My latest CSA share pick up was yet another exciting parcel. It consisted of a smoked ham steak, pork chops, lamb osso bucco, lamb chops, and lamb shanks. Lamb happens to be one of my favorite meats so I was overjoyed at the abundance of it and look forward to sharing different preparations of it with you this month. I also still have hot Italian sausages, ground pork, and a lamb steak left from last month so I guess there will be more meaty recipes than usual on this blog this month.
So far I’m really enjoying my meat CSA share. I love that I can talk directly with the producers about how the animals are raised, rather than trying to deduce it from packaging. With the exception of a couple slices of bacon, it’s completely negated my need to buy meat from the grocery store and has encouraged me to cook with cuts of meat I otherwise might not select. So was the case this week with the pork chops. Although in my head they seem very American, they rarely take center stage on my table. For whatever reason I’ve always thought of pork as a relatively bland and leathery meat. However, as I brainstormed a menu around my chops I had reason to be optimistic. I’d recently prepared a ham steak from my CSA share based on a recipe for Pork Tenderloin with Balsamic Onion-Fig Relish out of Cooking Light Fresh Food Fast. The resulting dish was so tender and flavorful that it caused me to rethink pork. I realized maybe my issue wasn’t with all pork, just the factory farm raised variety I was accustomed to buying from the grocery store. (I also recognize that over time I’ve developed into a much better cook so it’s also possible my refined techniques also help.)
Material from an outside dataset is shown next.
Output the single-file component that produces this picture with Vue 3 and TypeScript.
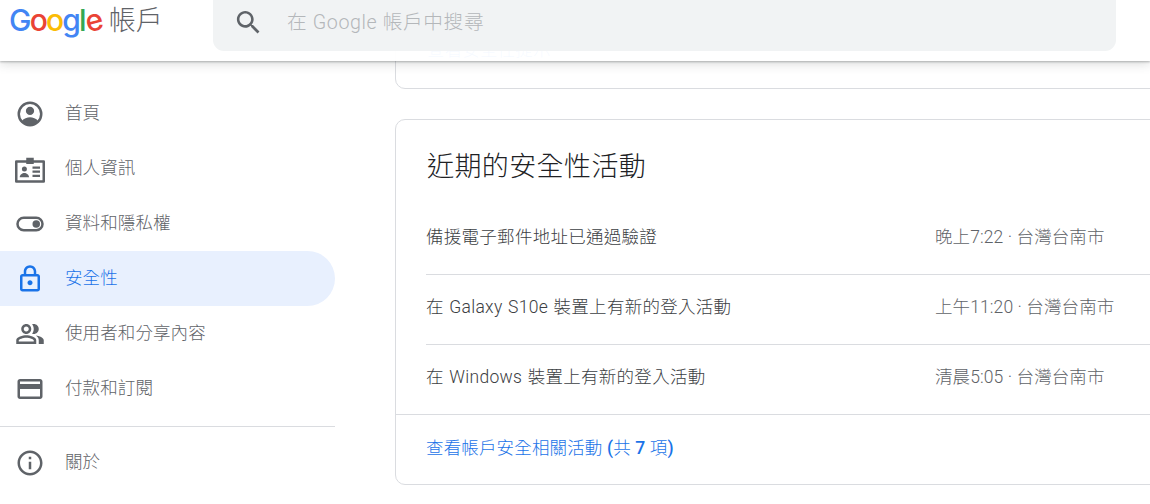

This week I wanted to pair my pork with apples because beside being a match made in heaven it was also another great excuse to whiddle my apple supply. I knew I would be going apple picking again this weekend, this time with some local blogger friends, so I knew I should make a serious dent in my stash to make room for, you guessed it, more apples.
Another recipe adapted from Williams-Sonoma Essentials of Healthy Cooking, this dish of Cider-Braised Pork Chops didn’t disappoint. The pork chops are dusted in a spice mixture that includes, among other things, a nice bite of flavor from Chinese Five Spice Powder, and then browned in a skillet before braising in a mixture of chicken stock and apple cider (or in my case, fresh apple juice) apples and onions. Before serving the sauce is finished off with a little fat free evaporated milk (my favorite secret for adding rich flavor without a lot of saturated fat) and some red wine vinegar. The result is a dish sure to convert anyone who swears they don’t like pork. The creamy, caramel-y sauce is balanced out perfectly by the savoriness of the meat. I served it up with some simple orange and cinnamon scented roast carrots, but a potato or cauliflower mash would be equally irresistible. It’s a perfect dish for the increasingly chilly weather, especially with a small glass of ice cider.
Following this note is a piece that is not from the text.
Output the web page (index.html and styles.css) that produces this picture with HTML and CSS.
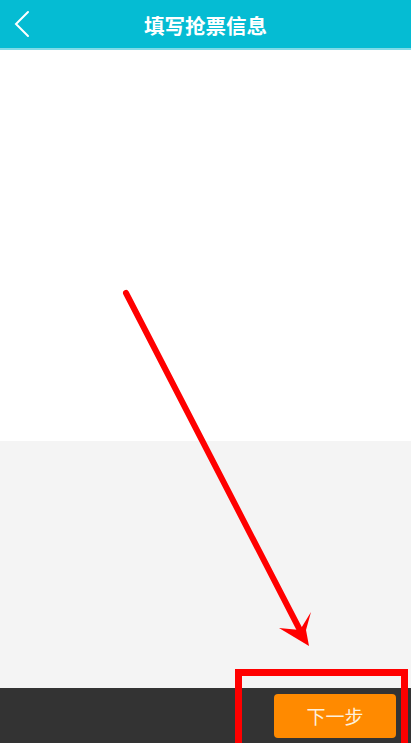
FILE: index.html
```html
<!DOCTYPE html>
<html lang="zh">
<head>
<meta charset="utf-8">
<title>填写抢票信息</title>
<link rel="stylesheet" href="styles.css">
</head>
<body>
<div class="page">
  <header class="topbar">
    <svg class="back" width="20" height="30" viewBox="0 0 20 30">
      <polyline points="14,3 2,15 14,27" fill="none" stroke="#ffffff" stroke-width="2" stroke-linejoin="miter" stroke-linecap="round"/>
    </svg>
    <h1 class="title">填写抢票信息</h1>
  </header>
  <main class="content">
    <section class="blank"></section>
    <section class="gray"></section>
  </main>
  <footer class="bottombar">
    <button class="next">下一步</button>
  </footer>
  <svg class="annot" width="411" height="743" viewBox="0 0 411 743">
    <line x1="126" y1="293" x2="303" y2="636" stroke="#ff0000" stroke-width="6" stroke-linecap="round"/>
    <polygon points="309,646 279,628 300,630 311,612 306,630" fill="#ff0000"/>
    <rect x="238.5" y="672.5" width="166" height="80" fill="none" stroke="#ff0000" stroke-width="7"/>
  </svg>
</div>
</body>
</html>
```

FILE: styles.css
```css
html, body {
  margin: 0;
  padding: 0;
  width: 411px;
  height: 743px;
  overflow: hidden;
  font-family: "Noto Sans CJK SC", "Noto Sans", sans-serif;
}
.page {
  position: relative;
  width: 411px;
  height: 743px;
  display: flex;
  flex-direction: column;
  background: #ffffff;
}
.topbar {
  height: 48px;
  flex: none;
  background: #05bcd3;
  border-bottom: 2px solid #7fdbe7;
  display: flex;
  align-items: center;
  justify-content: center;
  position: relative;
}
.back {
  position: absolute;
  left: 14px;
  top: 9px;
}
.title {
  margin: 0;
  font-size: 20.5px;
  font-weight: bold;
  color: #ffffff;
  line-height: 1;
  padding-top: 3px;
}
.content {
  flex: 1;
  display: flex;
  flex-direction: column;
}
.blank {
  height: 391px;
  background: #ffffff;
}
.gray {
  flex: 1;
  background: #f4f4f4;
}
.bottombar {
  height: 55px;
  flex: none;
  background: #333333;
  display: flex;
  justify-content: flex-end;
  align-items: center;
  padding-right: 15px;
}
.next {
  width: 122px;
  height: 44px;
  border: none;
  border-radius: 4px;
  background: #ff8a00;
  color: #fdf0dc;
  font-family: "Noto Sans CJK SC", "Noto Sans", sans-serif;
  font-size: 19px;
  padding: 0;
}
.annot {
  position: absolute;
  left: 0;
  top: 0;
  pointer-events: none;
}
```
Adapted from Williams-Sonoma Essentials of Healthful Cooking
-1 teaspoon dried oregano
-1/2 teaspoon five-spice powder
-1/2 teaspoon sweet paprika
-1/2 teaspoon kosher salt
-1/4 teaspoon ground black pepper
-4 thin boneless center-cut pork loin pork chops, about 1 pound total weight (trimmed of all visible fat)
-4 teaspoons canola oil
-1/3 cup fresh apple juice or apple cider
-2 tablespoons red wine vinegar
-1 small apple, peeled, cored and cut into 8 wedges
-1 cup reduced-sodium, fat free chicken broth
-1/4 cup evaporated fat free milk
Make the spice rub for your chops by stirring together the first five ingredients.
Coat the pork chops evenly on both sides with the spice rub. Set meat aside to rest for 10 minutes.
Meanwhile, in a large, deep, frying pan over medium-high heat, warm 2 teaspoons of the canola oil. Add the onion and saute until lightly browned, about five minutes. Transfer to a plate.
Add the remaining 2 teaspoons of oil to the pan and return it to the medium-high heat. Add the pork chops and sear until lightly browned on the bottom, about 4 minutes. Turn and brown the meat on the other side, 3-4 minutes. Transfer the meat to the plate holding the onion.
Return the pan to medium heat and pour in the apple juice (or cider) and vinegar. Using a wooden spoon, scrape up all the brown bits from the pan bottom. Return the meat and onion to the pan and place apple wedges and onions on top of the meat. Pour in the broth, cover, and simmer until the pork chops are opaque throughout, about 10 minutes, reducing the heat as the liquid begins to boil.
Transfer the chops, apple wedges, and onion to a warmed platter. Pour the milk into the pan, raise the heat to high, and boil until the liquid is reduced by one third, about five minutes. Pour the sauce over the chops and serve immediate.